Homayoon Sameyeh, President of the Tehran Jewish Committee, a 700 year-old organization that works on behalf of Iran's Jews, told the PBS, 'We have been in Iran for 2,700 years.' 'Iranians have given us a lot of good. We are Iranians ourselves. Sure, there are times when things happen. But our community always stands strong and demands our rights.' In the beginning of the revolution, there was pressure on minorities, especially for Jews. There was immigration because people felt insecure. With time, things have improved. Fortunately, right now in Iran, we have complete freedom to carry out our religious duties.
Today, an estimated 15,000 Jews still live here. Most are in the capital, Tehran. There are five Jewish private schools here, several kosher restaurants. And Tehran's oldest charity hospital was founded and is still run by Jews. Tehran is also a city with 13 synagogues. Some were confiscated by the government after the revolution. Jewish leaders say when they sued to get them back, Iran's Revolutionary Court ruled in their favor. Today, all 13 are open, with little or no security measures in place. The awe-inspiring thing about these synagogues is that in the Middle East where almost all synagogues are protected with tight security, metal detectors, even armed guards, the doors to this synagogue are open. Worshipers, or anyone else, for that matter, can walk right in.
Another Iranian Jew, Manouchehr Behravan who used to live in New York City, said one thing he values in Iran is the absence of anti-Semitism. Behravan said, 'I feel safe. I feel safer here than probably the United States, because, in the United States, a lot of people have access to guns.'
Three years ago, the government of Iranian President Hassan Rouhani recognized Saturday as the Jewish Sabbath and a religious holiday. Parents have permission to stay home from work, and children stay home from school. For Yafa Mahgerefteh, it was a sign, he said, 'It showed that they acknowledge us and our faith, because this is part of our religion. Thank God they accepted it.'
In 2007, the Tehran Jewish Committee rejected an offer by Israel’s government to pay each family of remaining Jews in Iran up to $60,000 to help them leave the country. "I can tell, you are thinking I am afraid," Golshirazi said when USA TODAY pressed him on that point. "But I have been many places visiting Jewish communities. Iran is the best for us."
Iran's Jews say they're also free to travel to Israel, a trip the government bans for all other citizens. Not everything is perfect for Iran's Jews. They're still kept away from senior government and military positions. And they find themselves in a seemingly difficult position. They live in a country whose leaders are sworn enemies of Israel, the homeland of their faith. But Jews here say Iranian policy is strictly against the Israeli government and its leader, Benjamin Netanyahu, not Jews or Israeli people. It's a policy many Jews here publicly support.
Morehsedgh, an MP, said, 'my decision about Israel is the — based on the Iranian national interest.

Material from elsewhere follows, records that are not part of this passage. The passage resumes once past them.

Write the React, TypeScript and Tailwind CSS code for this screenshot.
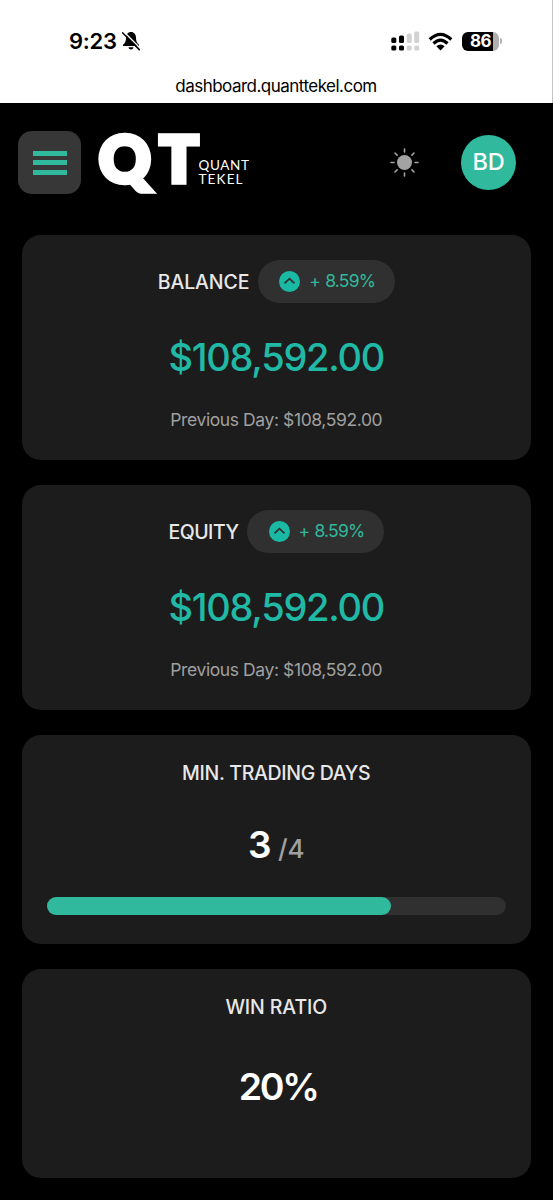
import type { ReactNode } from "react";

function StatusBar() {
  return (
    <div className="h-[103px] border-r border-[#c4c4c4] bg-white text-black">
      <div className="flex h-[74px] items-start justify-between pl-[69px] pr-[50px] pt-[25px]">
        <div className="flex h-8 items-center gap-[4px]">
          <span className="w-[49px] whitespace-nowrap text-[22px] font-semibold leading-8 tracking-[-0.250px]">9:23</span>
          <svg width="18" height="20" viewBox="0 0 18 20">
            <path d="M9 1C5.8 1 4 3.500 4 6.500c0 4-1 5.300-3 7.300V15h16v-1.200c-2-2-3-3.300-3-7.300C14 3.500 12.200 1 9 1ZM6.500 16.300h5c-.3 1.500-1.200 2.200-2.500 2.200s-2.200-.7-2.500-2.200Z" fill="#000" />
            <path d="M1.500.5 18 17" stroke="#fff" strokeWidth="1.500" />
            <path d="M.5 1.800 17.300 18.600" stroke="#000" strokeWidth="1.500" strokeLinecap="round" />
          </svg>
        </div>
        <div className="flex h-8 items-center">
          <svg width="29" height="20" viewBox="0 0 29 20">
            <g fill="#000">
              <rect x="0.300" y="6.500" width="5" height="5.500" rx="1.500" />
              <rect x="8" y="4.500" width="5" height="7.500" rx="1.500" />
              <rect x="0.300" y="14.500" width="5" height="5" rx="1.500" />
              <rect x="8" y="14.500" width="5" height="5" rx="1.500" />
            </g>
            <g fill="#d2d2d2">
              <rect x="15.700" y="2.500" width="5" height="9.500" rx="1.500" />
              <rect x="23.200" y="0.500" width="5" height="11.500" rx="1.500" />
              <rect x="15.700" y="14.500" width="5" height="5" rx="1.500" />
              <rect x="23.200" y="14.500" width="5" height="5" rx="1.500" />
            </g>
          </svg>
          <svg className="ml-2" width="25" height="19" viewBox="0 0 25 19">
            <g fill="none" stroke="#000" strokeWidth="3.200">
              <path d="M1.700 7.500Q12.500-2.800 23.300 7.500" />
              <path d="M5.500 11.500Q12.500 4.800 19.500 11.500" />
            </g>
            <path d="M12.500 18.500 8.300 14.200Q12.500 10.800 16.700 14.200Z" fill="#000" />
          </svg>
          <div className="ml-[9px] flex items-center">
            <div className="flex h-[19px] w-[37px] items-center justify-center overflow-hidden rounded-[6px] bg-[linear-gradient(90deg,#000_31px,#b0b0b0_31px)] text-[17px] font-bold leading-[19px] tracking-[-0.5px] text-white">86</div>
            <div className="ml-px h-[6px] w-[2px] rounded-r-full bg-[#b0b0b0]" />
          </div>
        </div>
      </div>
      <div className="text-center text-[17px] leading-6 tracking-[-0.520px]">dashboard.quanttekel.com</div>
    </div>
  );
}

function Header() {
  return (
    <header className="flex h-[132px] items-start pl-[18px] pr-[37px] pt-[28px]">
      <button aria-label="Menu" className="flex size-[63px] flex-col items-center justify-center gap-[4.500px] rounded-[14px] bg-[#373737]">
        <span className="h-[5px] w-[34px] bg-[#30b99c]" />
        <span className="h-[5px] w-[34px] bg-[#30b99c]" />
        <span className="h-[5px] w-[34px] bg-[#30b99c]" />
      </button>
      <svg className="-mt-5 ml-[13px]" width="165" height="100" viewBox="-2 -20 165 100" fill="#fff">
        <text x="3" y="50.800" fontFamily="Lato" fontWeight="900" fontSize="63.500" textLength="99" stroke="#fff" strokeWidth="5.500">QT</text>
        <g fontFamily="Lato" fontSize="13.500">
          <text x="102.500" y="39" textLength="50.500">QUANT</text>
          <text x="102.500" y="53.300" textLength="44">TEKEL</text>
        </g>
      </svg>
      <div className="ml-auto flex items-center pt-[3.500px]">
        <svg className="mr-[42px]" width="29" height="29" viewBox="-14.500 -14.500 29 29">
          <circle r="7.500" fill="#a3a3a3" />
          <path d="M0-10.500V-13.500M0 10.500V13.500M-10.500 0H-13.500M10.500 0H13.500M-7.400-7.400-9.500-9.500M7.400 7.400 9.500 9.500M-7.400 7.400-9.500 9.500M7.400-7.400 9.500-9.500" stroke="#a3a3a3" strokeWidth="1.600" strokeLinecap="round" />
        </svg>
        <div className="flex size-[55px] items-center justify-center rounded-full bg-[#30b99c] text-[23.500px] font-medium leading-none tracking-[-0.3px] text-white">BD</div>
      </div>
    </header>
  );
}

function Card({ children, className }: { children: ReactNode; className: string }) {
  return <section className={`flex flex-col items-center rounded-[19px] bg-[#1c1c1c] px-[25px] pt-[25px] ${className}`}>{children}</section>;
}

function Title({ children, className }: { children: ReactNode; className: string }) {
  return <h2 className={`whitespace-nowrap text-[19.500px] font-medium leading-[26px] text-[#e8e8e8] ${className}`}>{children}</h2>;
}

function MoneyCard({ title, titleClass }: { title: string; titleClass: string }) {
  return (
    <Card className="h-[225px]">
      <div className="flex items-center gap-[8.500px]">
        <Title className={titleClass}>{title}</Title>
        <div className="flex h-[43px] w-[137px] items-center rounded-full bg-[#303030] pl-[21.500px]">
          <svg width="21" height="21" viewBox="0 0 21 21">
            <circle cx="10.500" cy="10.500" r="10.500" fill="#1ab9a4" />
            <path d="m5.500 12.300 5-4.600 5 4.600" fill="none" stroke="#303030" strokeWidth="1.800" />
          </svg>
          <span className="-mt-px ml-[9px] whitespace-nowrap text-[17.500px] leading-6 tracking-[-0.8px] [word-spacing:1px] text-[#30b99c]">+ 8.59%</span>
        </div>
      </div>
      <div className="mt-[29px] whitespace-nowrap text-[38px] font-medium leading-[50px] tracking-[-1.25px] text-[#20b9a6]">$108,592.00</div>
      <div className="mt-[25px] whitespace-nowrap text-[17.500px] leading-[26px] tracking-[-0.4px] text-[#a0a0a0]">Previous Day: $108,592.00</div>
    </Card>
  );
}

export default function App() {
  return (
    <div className="h-[1200px] w-[553px] overflow-hidden bg-black font-['Inter',sans-serif]">
      <StatusBar />
      <Header />
      <main className="flex flex-col gap-[25px] pl-[22px] pr-[22.500px]">
        <MoneyCard title="BALANCE" titleClass="tracking-[-0.1px]" />
        <MoneyCard title="EQUITY" titleClass="tracking-[-0.5px]" />
        <Card className="h-[209px]">
          <Title className="tracking-[-0.320px]">MIN. TRADING DAYS</Title>
          <div className="mt-[34px] flex h-[50px] items-baseline gap-[8px] leading-[50px]">
            <span className="text-[37px] font-semibold tracking-[-1.5px] text-white">3</span>
            <span className="text-[26px] font-medium text-[#a0a0a0]">/4</span>
          </div>
          <div className="mt-[27px] h-[18px] w-full rounded-full bg-[#303030]">
            <div className="h-full w-3/4 rounded-full bg-[#30b99c]" />
          </div>
        </Card>
        <Card className="h-[209px]">
          <Title className="tracking-[-0.1px]">WIN RATIO</Title>
          <div className="mt-[42px] pl-[4px] text-[37.500px] font-semibold leading-[50px] tracking-[-2.200px] text-white">20%</div>
        </Card>
      </main>
    </div>
  );
}
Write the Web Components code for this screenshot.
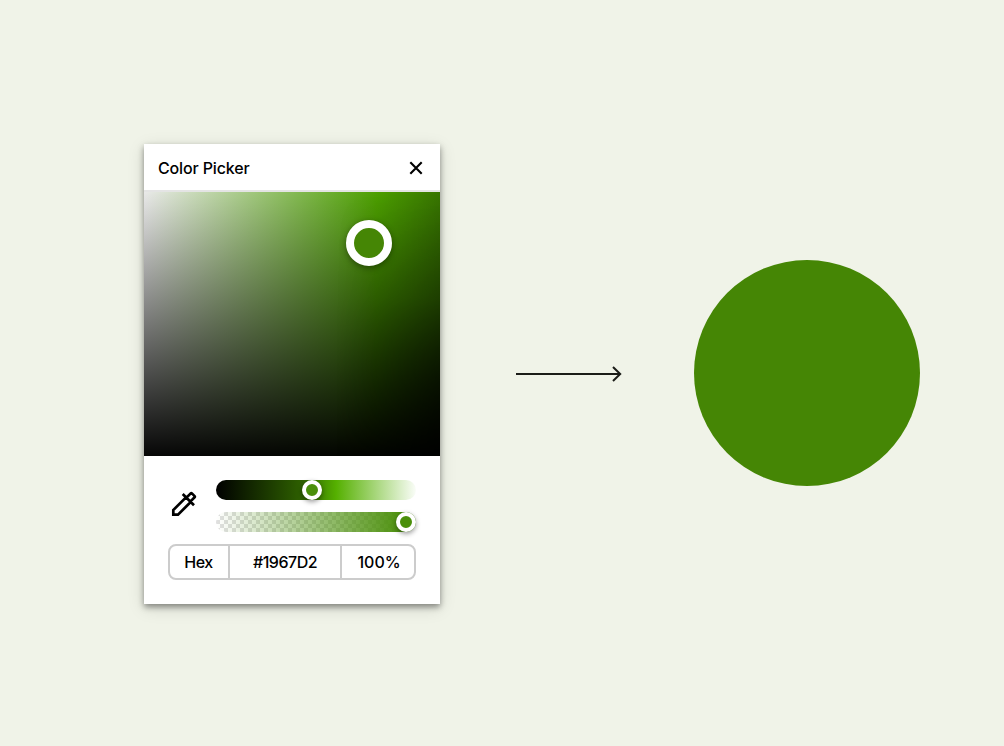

Everyone who is enemy of my country is enemy of me.' 'If Israel behaves in such manner that it's behaving until today, of course is enemy of peace in our part of the world.'Jewish Committee leader Homayoon Sameyeh denounces Israeli policies too. But he also rejects fellow Iranians who chant "Death to Israel." It's better to talk about life and peace in the world, instead of wishing someone's death.
Sounding more Iranian than Jewish, Morehsedgh said he disagreed with President Donald Trump’s decision to move the U.S. Embassy in Israel to Jerusalem from Tel Aviv because "Trump can’t just change a capital city that according to international law and the United Nations is an occupied city."
Many Jews here hope Tehran and Tel Aviv will one day resolve their differences. But, even if they do, home, they say, will always be Iran.